Waba’du. Amien Rais memang kader Muhammadiyah tulen. Ia lahir tanggal 26 April 1944 dari pasangan aktifis Muhammadiyah. Ayahnya Syuhud Rais adalah alumni Madrasah Muallimin Muhammadiyah Yogyakarta. Sedangkan Ibunya, Sudalmiyah, juga aktifis perempuan. Ia pernah memimpin Aisyiyah Surakarta selama 20 tahun. Bahkan kakek Amien, Sukiman Wiryo Sudarmo, adalah pendiri Muhammadiyah di Gombong Jawa Tengah. Sejak TK sampai SMA Amien menghabiskannya di lembaga pendidikan Muhammadiyah di Solo. Ia juga bergabung dengan kepanduan Muhammadiyah, Hizbul Wathan.

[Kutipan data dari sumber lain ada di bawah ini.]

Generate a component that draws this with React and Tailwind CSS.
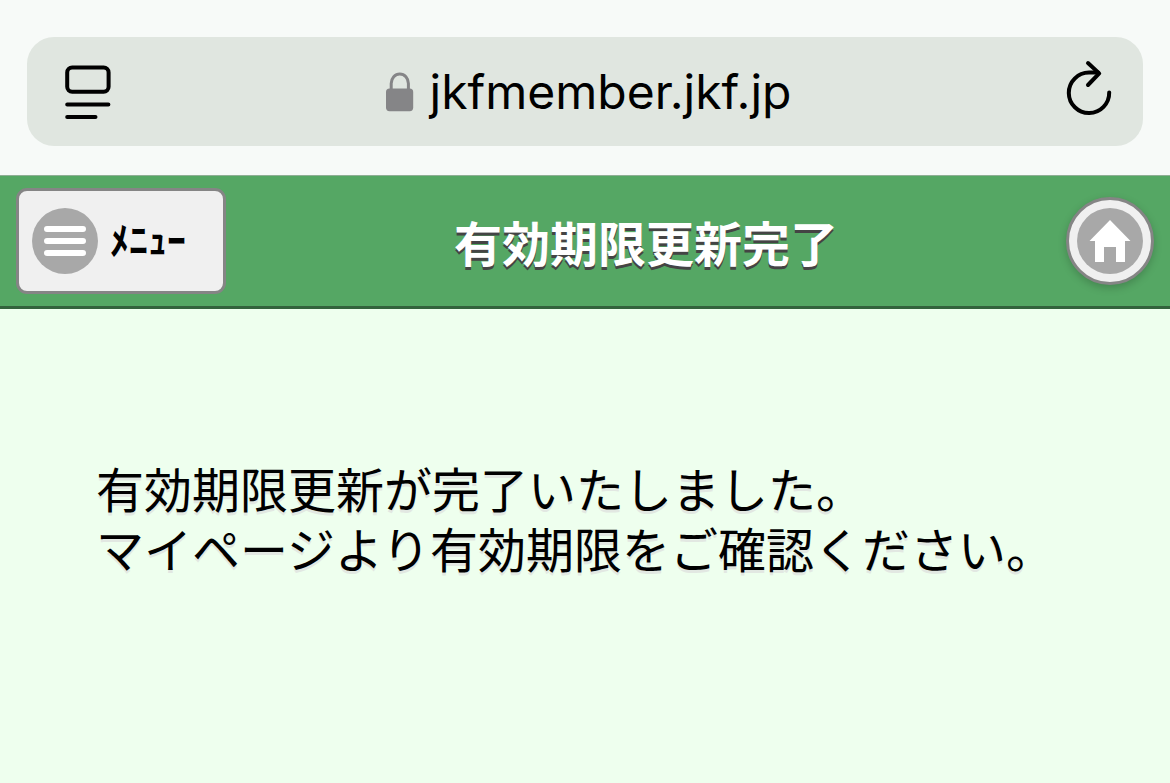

Pendidikan tingginya di mulai dari UGM dan IAIN Sunan Kalijogo Yogjakarta. Setamat dari Jogja ia melanjutkan S2 nya ke University of Notre Dame, Indiana sampai 1974. Progam doktoralnya ia tempuh di Political Science, University of Chicago. Desertasinya berjudul Moslem Britherhood in Egypt: Its, Demise, and Resurgence (Organisasi Ikhwanul Muslimin : kelahiran, keruntuhan dan kebangkitan kembali). Penyelesaian desertasinya ia lakukan di Mesir tahun 1980.

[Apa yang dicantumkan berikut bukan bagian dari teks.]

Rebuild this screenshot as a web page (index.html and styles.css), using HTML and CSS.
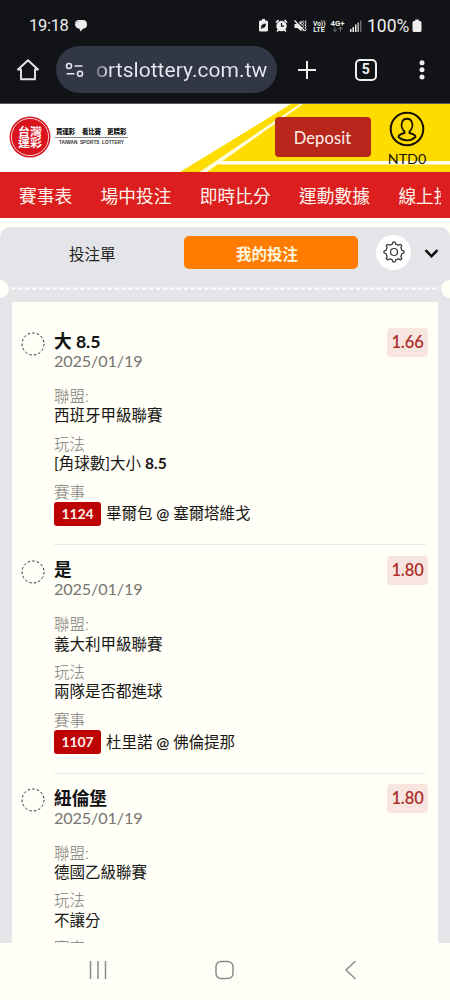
FILE: index.html
```html
<!DOCTYPE html>
<html lang="zh-Hant">
<head>
<meta charset="utf-8">
<title>台灣運彩</title>
<link rel="stylesheet" href="styles.css">
</head>
<body>
<div class="phone">
  <div class="status">
    <span class="clock">19:18</span>
    <svg class="chat" width="14" height="14" viewBox="0 0 14 14"><path d="M4 1h5q4 .2 4 4.500q0 4-4 4.200L6.500 12.500 5.500 9.700Q1 9 1 5 1 1.500 4 1z" fill="#eee"/><path d="M1.500 5q.3-3 3.500-3" stroke="#888" stroke-width=".7" fill="none"/></svg>
    <svg class="status-icons" width="106" height="18" viewBox="0 0 106 18">
      <g fill="#eee">
        <path d="M3 3.500h2V2h3v1.500h1.500Q11 3.500 11 5v8q0 1.500-1.500 1.500h-6Q2 14.500 2 13V5q0-1.500 1-1.500z"/>
        <path d="M4.300 10.500q-.3-3.300 4.200-3.700.3 4-3 3.900L4.300 11.800z" fill="#111317" stroke="#111317" stroke-width=".5"/>
        <circle cx="24.500" cy="9" r="5.200"/>
        <path d="M19 5.500 21.500 3M30 5.500 27.500 3M21.500 13l-1.500 1.500M27.500 13l1.500 1.500" stroke="#eee" stroke-width="1.700"/>
        <path d="M24.500 6v3.200H27" fill="none" stroke="#111317" stroke-width="1.200"/>
        <path d="M37.500 7h3l4-3.500v11L40.500 11h-3z"/>
        <path d="M37.500 2 47.500 12.500" stroke="#111317" stroke-width="1.200"/>
        <path d="M37.500 3.500 47.500 14" stroke="#eee" stroke-width="1.300"/>
        <path d="m46.500 3.500-1 1.500 1 1.500-1 1.500 1 1.500-1 1.500M49 3.500 48 5l1 1.500L48 8l1 1.500-1 1.500 1 1.500-1 1.500" fill="none" stroke="#eee"/>
        <text x="56" y="8.700" textLength="12.500" lengthAdjust="spacingAndGlyphs" class="tiny">Vo))</text>
        <text x="56.300" y="15" textLength="11.500" lengthAdjust="spacingAndGlyphs" class="tiny">LTE</text>
        <text x="73.500" y="8.500" textLength="14" lengthAdjust="spacingAndGlyphs" class="tiny">4G+</text>
        <path d="M78 10v4.500m-2-2 2 2 2-2M83.500 14.500V10m-2 2 2-2 2 2" fill="none" stroke="#70737a" stroke-width="1"/>
        <path d="M93 12h1.500v3H93zM95.500 10H97v5h-1.500zM98 7.500h1.500V15H98z"/>
        <path d="M100.500 5.500h1.400V15h-1.400z" opacity=".8"/><path d="M103 3.500h1.500V15H103z" opacity=".4"/>
      </g>
    </svg>
    <span class="percent">100%</span>
    <svg class="battery" width="10" height="14" viewBox="0 0 10 14"><path d="M3.200.500h3.600V2H8q1.500 0 1.500 1.500v8Q9.500 13 8 13H2Q.5 13 .5 11.500v-8Q.5 2 2 2h1.200z" fill="#eee"/></svg>
  </div>
  <div class="toolbar">
    <svg class="home" width="24" height="24" viewBox="0 0 24 24" fill="none" stroke="#e8e8ea" stroke-width="1.900" stroke-linejoin="round"><path d="M12 2.300 2 11.500h3v9.800h14v-9.800h3z"/></svg>
    <div class="address">
      <svg class="tune" width="20" height="16" viewBox="0 0 20 16" fill="none" stroke="#e5e7ef" stroke-width="1.600"><circle cx="4" cy="4" r="2.500"/><path d="M9.500 4h8M1.500 11.700h8"/><circle cx="15" cy="11.700" r="2.500"/></svg>
      <span class="url">ortslottery.com.tw</span>
    </div>
    <svg class="plus" width="20" height="20" viewBox="0 0 20 20" stroke="#eee" stroke-width="2"><path d="M10 1v18M1 10h18"/></svg>
    <span class="tabs-count">5</span>
    <svg class="dots" width="6" height="20" viewBox="0 0 6 20" fill="#eee"><circle cx="3" cy="2.800" r="2.500"/><circle cx="3" cy="9.800" r="2.500"/><circle cx="3" cy="16.900" r="2.500"/></svg>
  </div>

  <header class="site-header">
    <svg class="stripes" width="450" height="68" viewBox="0 0 450 68"><path d="M180 68 291 0h159v68z" fill="#ffdc00"/><path d="M199.500 68 300 0h3L207 68z" fill="#fffbe0"/><path d="M218 60.500 222 57h228v3.500z" fill="#fffef5"/></svg>
    <svg class="logo" width="125" height="44" viewBox="0 0 125 44">
      <circle cx="22" cy="22" r="20.500" fill="#d9141e"/><circle cx="22" cy="22" r="18.600" fill="none" stroke="#fff" stroke-width=".8"/>
      <text class="seal" x="10" y="20.500" textLength="24" lengthAdjust="spacingAndGlyphs">台灣</text>
      <text class="seal" x="10" y="32" textLength="24" lengthAdjust="spacingAndGlyphs">運彩</text>
      <g class="slogan"><text x="48" y="19.200" textLength="19">買運彩</text><text x="74" y="19.200" textLength="19">看比賽</text><text x="99" y="19.200" textLength="19.500">更精彩</text></g>
      <path d="M47 22.500h73" stroke="#555" stroke-width=".7"/>
      <text class="english" x="51" y="28.600" textLength="65" lengthAdjust="spacingAndGlyphs">TAIWAN&#160; SPORTS&#160; LOTTERY</text>
    </svg>
    <button class="deposit">Deposit</button>
    <div class="account">
      <svg width="36" height="36" viewBox="0 0 36 36" fill="none" stroke="#151000" stroke-width="2"><circle cx="18" cy="18" r="16.300"/><path d="M15.500 20.500c-2.500-2-3.500-6-2.500-9 1.500-5 8.500-5 10 0 1 3 0 7-2.500 9v1.500c3 .7 6 1.500 6 4q-3.500 3.300-8.500 3.300T9.500 26c0-2.500 3-3.300 6-4z" stroke-width="1.800"/></svg>
      <span>NTD0</span>
    </div>
  </header>

  <nav class="menu"><div class="menu-track"><a>賽事表</a><a>場中投注</a><a>即時比分</a><a>運動數據</a><a>線上投注</a></div></nav>

  <main class="slip">
    <div class="slip-tabs">
      <span class="tab">投注單</span>
      <span class="tab active">我的投注</span>
      <span class="gear"><svg width="24" height="24" viewBox="0 0 24 24" fill="none" stroke="#333" stroke-width="1.200" stroke-linejoin="round"><path d="M10.300 4.200 11 2h2l.7 2.200q1.500.3 2.700 1.100l2.100-1 1.300 1.300-1 2.100q.8 1.200 1.100 2.700l2.100.6v2l-2.100.7q-.3 1.500-1.100 2.700l1 2.100-1.300 1.400-2.100-1.100q-1.200.8-2.700 1.100L13 22h-2l-.7-2.100q-1.500-.3-2.700-1.100l-2.100 1.100-1.300-1.400 1-2.100q-.8-1.200-1.100-2.700L2 13v-2l2.100-.6q.3-1.500 1.100-2.700l-1-2.100 1.300-1.300 2.100 1q1.200-.8 2.700-1.100z"/><circle cx="12" cy="12" r="3.500"/></svg></span>
      <svg class="chevron" width="15" height="9" viewBox="0 0 15 9" fill="none" stroke="#111" stroke-width="2.500"><path d="m1.500 1.200 6 6 6-6"/></svg>
    </div>
    <div class="tear"><i></i><svg width="450" height="3"><path d="M11 1.500h428" stroke="#fffef9" stroke-width="2" stroke-dasharray="4.500 2.400"/></svg><i></i></div>
    <div class="card">
      <section class="bet">
        <svg class="ring" width="24" height="24"><circle cx="12" cy="12" r="11"/></svg>
        <div class="details">
          <h2>大 8.5</h2><time>2025/01/19</time>
          <dl><dt>聯盟:</dt><dd>西班牙甲級聯賽</dd><dt>玩法</dt><dd>[角球數]大小 <b>8.5</b></dd><dt>賽事</dt><dd class="match"><span class="code">1124</span>畢爾包 <b>@</b> 塞爾塔維戈</dd></dl>
        </div>
        <span class="odds">1.66</span>
      </section>
      <section class="bet">
        <svg class="ring" width="24" height="24"><circle cx="12" cy="12" r="11"/></svg>
        <div class="details">
          <h2>是</h2><time>2025/01/19</time>
          <dl><dt>聯盟:</dt><dd>義大利甲級聯賽</dd><dt>玩法</dt><dd>兩隊是否都進球</dd><dt>賽事</dt><dd class="match"><span class="code">1107</span>杜里諾 <b>@</b> 佛倫提那</dd></dl>
        </div>
        <span class="odds">1.80</span>
      </section>
      <section class="bet">
        <svg class="ring" width="24" height="24"><circle cx="12" cy="12" r="11"/></svg>
        <div class="details">
          <h2>紐倫堡</h2><time>2025/01/19</time>
          <dl><dt>聯盟:</dt><dd>德國乙級聯賽</dd><dt>玩法</dt><dd>不讓分</dd><dt>賽事</dt></dl>
        </div>
        <span class="odds">1.80</span>
      </section>
    </div>
  </main>

  <footer class="system-nav">
    <svg width="20" height="20" viewBox="0 0 20 20"><path d="M2.500 1v18M10 1v18M17.500 1v18"/></svg>
    <svg width="20" height="20" viewBox="0 0 20 20"><rect x="1" y="1.500" width="17" height="17" rx="5"/></svg>
    <svg width="20" height="20" viewBox="0 0 20 20"><path d="M14.500 1 5 10l9.500 9"/></svg>
  </footer>
</div>
</body>
</html>
```
FILE: styles.css
```css
* { box-sizing: border-box; }
body { margin: 0; background: #fffef7; font-family: Lato, "Noto Sans CJK TC", sans-serif; }
.phone { width: 450px; height: 1000px; overflow: hidden; display: flex; flex-direction: column; }
.phone > * { flex-shrink: 0; }
svg { display: block; flex-shrink: 0; }

.status { height: 46px; background: #111317; color: #eee; display: flex; align-items: center; padding: 5px 0 0 29px; font: 16.5px/20px Roboto, sans-serif; }
.clock { width: 39px; letter-spacing: -.3px; white-space: nowrap; }
.chat { margin-left: 6px; }
.status-icons { margin-left: 169px; }
.tiny { font: bold 7px Roboto, sans-serif; }
.percent { width: 44px; margin-left: 4px; font: 17.5px/20px Roboto, sans-serif; white-space: nowrap; }
.battery { margin-left: 1px; }

.toolbar { height: 58px; background: #111317; border-bottom: 1px solid #5b595d; display: flex; align-items: flex-start; }
.home { margin: 12px 16px 0; }
.address { width: 221px; height: 47px; border-radius: 24px; background: #323746; display: flex; align-items: center; padding-left: 9px; }
.tune { margin-right: 11px; }
.url { font: 21px/26px Roboto, sans-serif; color: transparent; background: linear-gradient(90deg, #777b87, #e8eaf2 14px); background-clip: text; -webkit-background-clip: text; white-space: nowrap; letter-spacing: .05px; padding-top: 1px; }
.plus { margin: 14px 0 0 20px; }
.tabs-count { width: 21.500px; height: 21.500px; margin: 13px 0 0 38px; border: 2px solid #eee; border-radius: 5px; color: #eee; font: bold 14px/17.5px Roboto, sans-serif; text-align: center; }
.dots { margin: 14px 0 0 42px; }

.site-header { height: 68px; display: flex; align-items: flex-start; position: relative; background: #fff; }
.stripes { position: absolute; inset: 0; }
.site-header > :not(.stripes) { position: relative; }
.logo { margin: 11px 0 0 8px; width: 125px; }
.seal { font: bold 11px/11px "Noto Sans CJK TC", sans-serif; fill: #fff; }
.slogan { font: 900 6.500px "Noto Sans CJK TC", sans-serif; fill: #111; }
.english { font: bold 4.500px "Liberation Sans", sans-serif; fill: #333; }
.deposit { margin: 13px 0 0 141.500px; width: 96px; height: 40px; border: 0; border-radius: 4px; background: #b7271b; color: #fff2ec; font: 16.500px/20px Lato, sans-serif; padding: 1px 0 0; letter-spacing: .1px; }
.account { width: 40px; margin: 7px 0 0 16.500px; display: flex; flex-direction: column; align-items: center; font: 14.300px/20px Lato, sans-serif; color: #191300; }
.account span { margin-top: 1.500px; }

.menu { height: 45.500px; background: #dc1e1e; padding: 0 9px 0 19px; }
.menu-track { height: 100%; overflow: hidden; display: flex; gap: 28.500px; align-items: center; color: #fff5ee; font-size: 17.700px; line-height: 24px; white-space: nowrap; }
.menu-track a { flex-shrink: 0; padding-top: 4px; }

.slip { margin-top: 9px; height: 716.500px; overflow: hidden; background: #e4e5e8; border-radius: 10px 10px 0 0; }
.slip-tabs { height: 52px; padding-top: 9px; display: flex; align-items: flex-start; }
.tab { width: 183.500px; height: 33px; padding-left: 1px; text-align: center; color: #222; font-size: 15.500px; line-height: 36px; }
.tab.active { width: 174px; padding: 0 7px 0 0; padding-left: 0; border-radius: 5px; background: #ff7c00; color: #fff6df; font-weight: bold; line-height: 36px; }
.gear { width: 35px; height: 35px; margin-left: 18.500px; margin-top: -1px; border-radius: 50%; background: #fff; display: grid; place-items: center; }
.chevron { margin: 13px 0 0 13px; }
.tear { height: 20px; display: flex; align-items: center; margin: 0 -9px; }
.tear i { width: 18px; height: 18px; border-radius: 50%; background: #fffef7; flex-shrink: 0; }
.tear svg { margin: 0 -9px; }
.card { margin: 3px 12px 0; background: #fffef7; padding: 15.500px 12px 0 10px; height: 700px; }
.bet { height: 228.300px; display: flex; align-items: flex-start; position: relative; }
.ring { margin: 14.500px 8px 0 -1px; fill: none; stroke: #333; stroke-width: 1; stroke-dasharray: 2.600 2; }
.details { flex: 1; height: 228.300px; margin-left: 1px; border-bottom: 1.500px solid #eae9e5; }
h2 { font-size: 17.700px; line-height: 20px; margin: 15px 0 0; color: #111; letter-spacing: -.05px; }
time { display: block; font-size: 16.200px; line-height: 18px; color: #777671; letter-spacing: -.12px; }
dl { margin: 17px 0 0; }
dt, dd { margin: 0; font-size: 15.500px; line-height: 19.300px; white-space: nowrap; }
dt { color: #7e7d78; font-weight: 300; }
dd { color: #171713; margin-bottom: 9.300px; }
.match { display: flex; align-items: center; height: 24px; white-space: pre; letter-spacing: -.05px; }
.match b { font-weight: 600; }
.code { width: 47px; height: 24px; margin-right: 5px; border-radius: 3px; background: #bc0205; color: #fff1e9; font: bold 14px/24px Lato, sans-serif; letter-spacing: -.1px; text-align: center; }
.odds { position: absolute; right: -2px; top: 10.500px; width: 41px; height: 29px; border-radius: 4px; background: #f8e5df; color: #ad302a; font-size: 16.500px; font-weight: 600; letter-spacing: -.1px; line-height: 29px; text-align: center; }

.system-nav { flex: 1; background: #fffef7; display: flex; padding: 17px 0 0 88px; gap: 106.500px; }
.system-nav svg { fill: none; stroke: #8e8d88; stroke-width: 1.500; }
```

Dalam buku ini Amien menguraikan pemikiran-pemikirannya secara utuh. Ia berbicara tentang politik, demokrasi, reformasi, ekonomi, nasionalisme, civil society dan kebudayaan. Sepak terjangnya dalam politik ia sampaikan dengan lugas, sederhana dan jenaka. Ia juga memaparkan tindakan-tindaknnya yang membuat sebagian orang gemas. Seperti ketika ia mempelopori Poros Tengah yang ia katakan sebagai alternative diantara dua kekuatan besar yakni Poros Megawati dan Poros Habibie. Poros tengah kemudian mencalonkan Gus Dur sebagai presiden dan setelah berhasil maka poros tengah jualah yang getol menurunkannya.
Membaca buku ini kita juga akan disuguhi keseharian Amien Rais. Ia secara jujur juga menceritakan kegalauan dan kepanikannya menghadapi masalah. Ia panik dan menangis ketika istrinya, Kusnariyati Sri Rahayu, terlambat 4 jam pulang kerja sewaktu mereka di Chicago. Ia juga panik ketika mendengar kabar bahwa ia akan ditangkap aparat karena kritiknya kepada penguasa. Seperti biasa ketika ia gundah ia selalu meminta nasehat kepada ibundanya. Kita juga bisa membaca management Amien ketika memimpin Muhammadiyah dan PAN. Bagiamana ia bisa menahkodai dua organisasi yang berbeda karakter. Tentang perbedaan pendapatnya dengan alm.Lukman Harun, Soetrisno Bachir juga ia jelaskan apa adanya.
Amien memang sosok pejuang. Disaat namanya mulai digantikan nama-nama baru ia memilih dunia pendidikan sebagai pengabdiannya. Ia menyebut UGM sebagai home base-nya. Disamping menjadi dosen ia juga mengelola yayasan Budi Mulia II bersama istrinya. Ia percaya bahwa lembaga pendidikan akan menjadi amal jariyah. Selamat membaca.